WHAT YOU NEED TO DO: Look through the data below. Collect every line where the word "that" occurs.

(Records from a data source)
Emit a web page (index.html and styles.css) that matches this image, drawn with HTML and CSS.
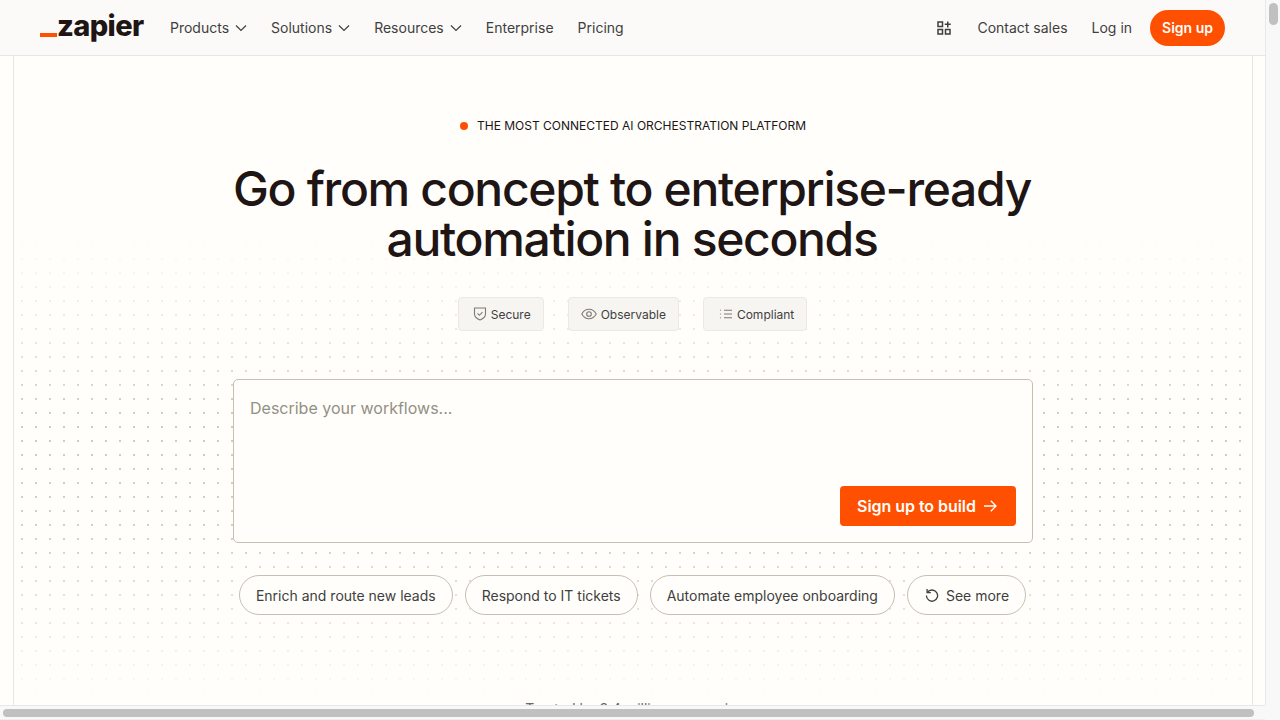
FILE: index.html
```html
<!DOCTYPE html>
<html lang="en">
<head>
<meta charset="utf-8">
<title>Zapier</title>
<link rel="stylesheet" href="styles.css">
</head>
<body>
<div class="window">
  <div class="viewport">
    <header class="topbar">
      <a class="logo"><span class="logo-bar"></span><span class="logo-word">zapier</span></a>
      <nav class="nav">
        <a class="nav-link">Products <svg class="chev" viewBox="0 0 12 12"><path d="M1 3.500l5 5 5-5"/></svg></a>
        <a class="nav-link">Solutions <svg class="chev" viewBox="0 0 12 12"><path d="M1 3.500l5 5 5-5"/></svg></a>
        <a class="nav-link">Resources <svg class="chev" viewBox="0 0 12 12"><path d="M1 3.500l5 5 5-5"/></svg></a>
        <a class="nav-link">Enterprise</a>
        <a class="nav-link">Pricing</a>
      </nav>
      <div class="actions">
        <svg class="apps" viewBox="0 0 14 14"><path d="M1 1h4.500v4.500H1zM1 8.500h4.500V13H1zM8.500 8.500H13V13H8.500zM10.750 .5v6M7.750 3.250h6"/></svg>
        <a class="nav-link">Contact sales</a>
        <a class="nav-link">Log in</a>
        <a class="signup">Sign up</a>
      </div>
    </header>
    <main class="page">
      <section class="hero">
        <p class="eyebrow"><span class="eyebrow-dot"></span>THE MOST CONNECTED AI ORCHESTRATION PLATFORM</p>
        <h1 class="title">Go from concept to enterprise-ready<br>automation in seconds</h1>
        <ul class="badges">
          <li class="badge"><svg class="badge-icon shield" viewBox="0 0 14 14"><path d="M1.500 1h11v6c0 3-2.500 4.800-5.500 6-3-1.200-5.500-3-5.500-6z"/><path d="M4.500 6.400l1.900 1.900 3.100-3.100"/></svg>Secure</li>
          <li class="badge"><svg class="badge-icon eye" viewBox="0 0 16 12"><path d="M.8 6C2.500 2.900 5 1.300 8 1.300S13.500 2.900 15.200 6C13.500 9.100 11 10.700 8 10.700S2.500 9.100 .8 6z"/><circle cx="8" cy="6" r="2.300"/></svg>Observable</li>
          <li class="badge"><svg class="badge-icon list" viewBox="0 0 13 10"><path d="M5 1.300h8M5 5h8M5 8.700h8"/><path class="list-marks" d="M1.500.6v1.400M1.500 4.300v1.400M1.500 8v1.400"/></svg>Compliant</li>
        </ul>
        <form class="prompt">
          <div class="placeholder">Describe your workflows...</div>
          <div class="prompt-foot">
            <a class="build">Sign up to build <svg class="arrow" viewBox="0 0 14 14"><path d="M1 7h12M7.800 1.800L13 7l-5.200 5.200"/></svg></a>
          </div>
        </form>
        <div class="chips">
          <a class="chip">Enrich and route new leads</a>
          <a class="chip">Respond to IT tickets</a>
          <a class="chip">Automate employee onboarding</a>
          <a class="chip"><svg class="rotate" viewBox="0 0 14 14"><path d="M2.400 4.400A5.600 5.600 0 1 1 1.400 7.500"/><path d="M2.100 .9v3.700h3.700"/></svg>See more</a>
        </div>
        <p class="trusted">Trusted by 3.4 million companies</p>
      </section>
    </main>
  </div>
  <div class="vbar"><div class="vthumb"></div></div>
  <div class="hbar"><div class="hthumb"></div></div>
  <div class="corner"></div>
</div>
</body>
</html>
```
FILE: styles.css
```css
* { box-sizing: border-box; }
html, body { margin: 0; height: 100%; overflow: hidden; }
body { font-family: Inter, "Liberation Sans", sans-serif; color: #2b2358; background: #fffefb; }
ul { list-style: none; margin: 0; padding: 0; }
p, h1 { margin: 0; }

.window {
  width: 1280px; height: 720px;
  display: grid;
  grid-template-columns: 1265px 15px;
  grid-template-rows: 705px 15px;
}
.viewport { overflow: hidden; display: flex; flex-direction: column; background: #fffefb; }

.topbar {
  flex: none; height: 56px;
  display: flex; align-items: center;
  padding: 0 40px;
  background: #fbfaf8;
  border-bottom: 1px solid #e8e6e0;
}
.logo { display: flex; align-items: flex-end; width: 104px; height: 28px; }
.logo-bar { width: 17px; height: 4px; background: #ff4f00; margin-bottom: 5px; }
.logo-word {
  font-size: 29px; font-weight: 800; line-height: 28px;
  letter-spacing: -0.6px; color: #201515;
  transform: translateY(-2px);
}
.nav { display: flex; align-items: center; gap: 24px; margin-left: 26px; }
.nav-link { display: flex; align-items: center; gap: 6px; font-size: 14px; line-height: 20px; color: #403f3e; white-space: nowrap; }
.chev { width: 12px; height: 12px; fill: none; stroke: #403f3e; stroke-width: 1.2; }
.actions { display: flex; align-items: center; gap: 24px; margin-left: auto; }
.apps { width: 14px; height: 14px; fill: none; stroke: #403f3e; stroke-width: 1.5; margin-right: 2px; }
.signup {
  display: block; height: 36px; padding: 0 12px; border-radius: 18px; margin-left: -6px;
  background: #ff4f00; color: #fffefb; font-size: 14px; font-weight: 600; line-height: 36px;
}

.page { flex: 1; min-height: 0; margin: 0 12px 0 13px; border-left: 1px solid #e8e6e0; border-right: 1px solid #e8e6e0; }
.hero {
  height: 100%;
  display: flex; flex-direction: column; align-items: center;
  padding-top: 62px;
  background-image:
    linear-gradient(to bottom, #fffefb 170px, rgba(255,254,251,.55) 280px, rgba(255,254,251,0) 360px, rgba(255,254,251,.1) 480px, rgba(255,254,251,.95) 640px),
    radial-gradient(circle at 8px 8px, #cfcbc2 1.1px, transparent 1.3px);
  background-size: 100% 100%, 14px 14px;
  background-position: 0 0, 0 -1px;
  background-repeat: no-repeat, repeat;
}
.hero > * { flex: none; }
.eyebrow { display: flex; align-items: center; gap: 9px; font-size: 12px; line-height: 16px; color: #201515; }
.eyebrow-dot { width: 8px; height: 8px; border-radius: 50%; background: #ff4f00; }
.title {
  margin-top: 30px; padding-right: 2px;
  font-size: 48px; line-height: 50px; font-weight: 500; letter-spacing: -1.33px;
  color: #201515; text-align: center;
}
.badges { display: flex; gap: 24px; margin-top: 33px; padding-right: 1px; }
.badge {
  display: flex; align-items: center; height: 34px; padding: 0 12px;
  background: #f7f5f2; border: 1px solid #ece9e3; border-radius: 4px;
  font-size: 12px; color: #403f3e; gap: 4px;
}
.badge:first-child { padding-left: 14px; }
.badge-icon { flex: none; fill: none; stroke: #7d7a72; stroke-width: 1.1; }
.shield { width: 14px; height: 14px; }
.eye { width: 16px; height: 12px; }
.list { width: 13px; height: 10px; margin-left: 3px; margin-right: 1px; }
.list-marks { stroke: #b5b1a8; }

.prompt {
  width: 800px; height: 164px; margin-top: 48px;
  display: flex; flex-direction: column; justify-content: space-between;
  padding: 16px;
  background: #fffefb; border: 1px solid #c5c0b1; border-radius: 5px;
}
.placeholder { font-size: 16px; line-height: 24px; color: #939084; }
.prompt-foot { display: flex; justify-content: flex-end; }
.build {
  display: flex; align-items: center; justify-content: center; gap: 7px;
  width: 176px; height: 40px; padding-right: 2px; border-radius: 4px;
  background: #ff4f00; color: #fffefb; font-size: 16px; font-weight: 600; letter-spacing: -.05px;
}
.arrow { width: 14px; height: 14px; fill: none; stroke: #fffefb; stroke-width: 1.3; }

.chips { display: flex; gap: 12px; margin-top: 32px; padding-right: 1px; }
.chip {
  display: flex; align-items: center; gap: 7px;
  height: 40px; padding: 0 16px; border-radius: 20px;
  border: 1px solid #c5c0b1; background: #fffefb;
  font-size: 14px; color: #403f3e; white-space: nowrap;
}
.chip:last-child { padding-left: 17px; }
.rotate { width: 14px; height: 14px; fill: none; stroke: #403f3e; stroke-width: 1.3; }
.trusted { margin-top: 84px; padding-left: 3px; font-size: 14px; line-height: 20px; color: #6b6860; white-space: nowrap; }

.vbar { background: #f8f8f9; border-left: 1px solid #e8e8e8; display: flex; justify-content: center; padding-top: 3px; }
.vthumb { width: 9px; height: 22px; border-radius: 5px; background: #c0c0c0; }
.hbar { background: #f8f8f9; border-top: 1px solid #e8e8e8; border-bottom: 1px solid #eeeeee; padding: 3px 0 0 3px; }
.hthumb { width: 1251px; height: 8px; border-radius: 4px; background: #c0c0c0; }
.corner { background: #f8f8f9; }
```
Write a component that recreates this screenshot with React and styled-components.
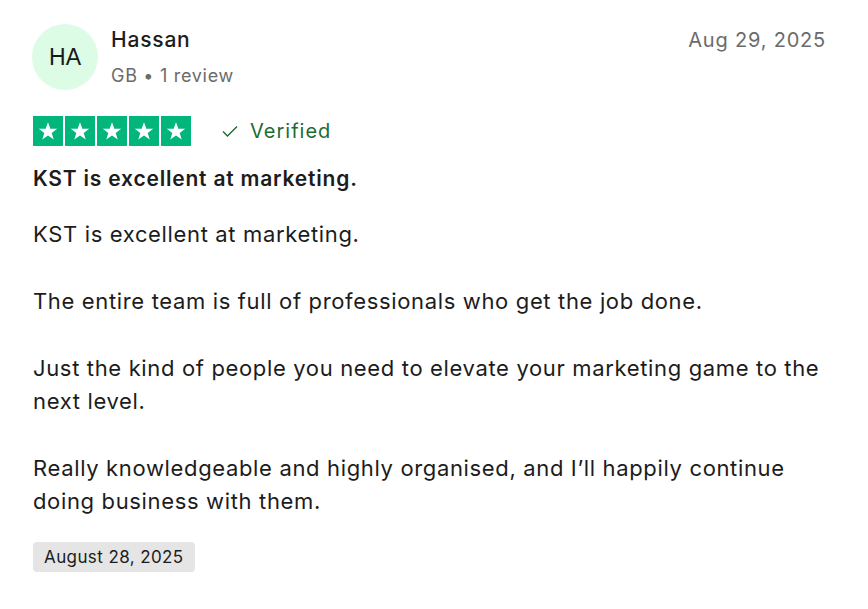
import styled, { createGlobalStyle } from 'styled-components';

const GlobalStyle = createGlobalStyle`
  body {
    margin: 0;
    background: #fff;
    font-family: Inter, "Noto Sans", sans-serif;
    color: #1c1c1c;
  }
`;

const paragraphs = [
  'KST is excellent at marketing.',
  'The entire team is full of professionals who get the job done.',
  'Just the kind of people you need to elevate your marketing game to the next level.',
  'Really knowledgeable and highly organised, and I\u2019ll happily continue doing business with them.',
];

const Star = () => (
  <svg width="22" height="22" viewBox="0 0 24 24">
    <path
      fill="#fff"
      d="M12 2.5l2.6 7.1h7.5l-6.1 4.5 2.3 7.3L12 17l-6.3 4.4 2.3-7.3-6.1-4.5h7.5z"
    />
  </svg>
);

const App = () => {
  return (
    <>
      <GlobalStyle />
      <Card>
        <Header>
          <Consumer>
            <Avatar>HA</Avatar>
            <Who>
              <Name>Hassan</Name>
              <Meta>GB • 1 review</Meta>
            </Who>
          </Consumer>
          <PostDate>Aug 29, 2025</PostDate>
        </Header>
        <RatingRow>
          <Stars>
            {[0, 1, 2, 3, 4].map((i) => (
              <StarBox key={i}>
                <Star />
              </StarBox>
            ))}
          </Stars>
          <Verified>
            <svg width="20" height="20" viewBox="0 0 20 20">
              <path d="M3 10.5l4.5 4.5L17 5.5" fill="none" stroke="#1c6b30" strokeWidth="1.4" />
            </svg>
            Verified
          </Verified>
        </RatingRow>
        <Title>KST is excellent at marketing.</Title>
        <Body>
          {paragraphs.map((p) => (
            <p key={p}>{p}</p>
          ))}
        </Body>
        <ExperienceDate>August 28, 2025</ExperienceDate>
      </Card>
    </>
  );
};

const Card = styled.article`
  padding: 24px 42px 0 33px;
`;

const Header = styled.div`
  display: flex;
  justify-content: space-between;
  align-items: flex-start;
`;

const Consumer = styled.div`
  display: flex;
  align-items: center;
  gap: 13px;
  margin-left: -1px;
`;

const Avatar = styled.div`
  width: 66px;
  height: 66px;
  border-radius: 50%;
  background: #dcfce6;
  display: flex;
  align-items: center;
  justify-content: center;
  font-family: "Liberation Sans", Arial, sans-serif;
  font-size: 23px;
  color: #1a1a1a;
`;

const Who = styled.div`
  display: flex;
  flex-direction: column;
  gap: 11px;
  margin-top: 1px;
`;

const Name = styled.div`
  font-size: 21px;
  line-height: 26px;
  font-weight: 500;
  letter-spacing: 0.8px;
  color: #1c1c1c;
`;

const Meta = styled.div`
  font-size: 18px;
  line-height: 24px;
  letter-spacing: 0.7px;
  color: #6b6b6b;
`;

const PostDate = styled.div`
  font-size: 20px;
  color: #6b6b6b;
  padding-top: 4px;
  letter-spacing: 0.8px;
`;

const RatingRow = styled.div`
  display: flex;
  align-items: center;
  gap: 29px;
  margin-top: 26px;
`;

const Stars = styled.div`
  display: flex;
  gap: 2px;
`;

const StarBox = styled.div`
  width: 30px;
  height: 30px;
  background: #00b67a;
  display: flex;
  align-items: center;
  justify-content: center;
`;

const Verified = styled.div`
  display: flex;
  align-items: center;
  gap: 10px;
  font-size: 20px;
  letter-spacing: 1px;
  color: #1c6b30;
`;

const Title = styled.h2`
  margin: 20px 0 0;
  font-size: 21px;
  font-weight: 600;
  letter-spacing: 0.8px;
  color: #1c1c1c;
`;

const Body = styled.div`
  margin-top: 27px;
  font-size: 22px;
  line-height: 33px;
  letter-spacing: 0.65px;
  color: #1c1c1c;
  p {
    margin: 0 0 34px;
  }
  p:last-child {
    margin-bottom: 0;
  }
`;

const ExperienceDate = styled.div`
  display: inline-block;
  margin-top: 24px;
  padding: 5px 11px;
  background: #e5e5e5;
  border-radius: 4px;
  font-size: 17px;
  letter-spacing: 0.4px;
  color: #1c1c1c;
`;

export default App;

RESULT OF THIS TASK:
Emit a web page (index.html and styles.css) that matches this image, drawn with HTML and CSS.
Write a component that recreates this screenshot with React and styled-components.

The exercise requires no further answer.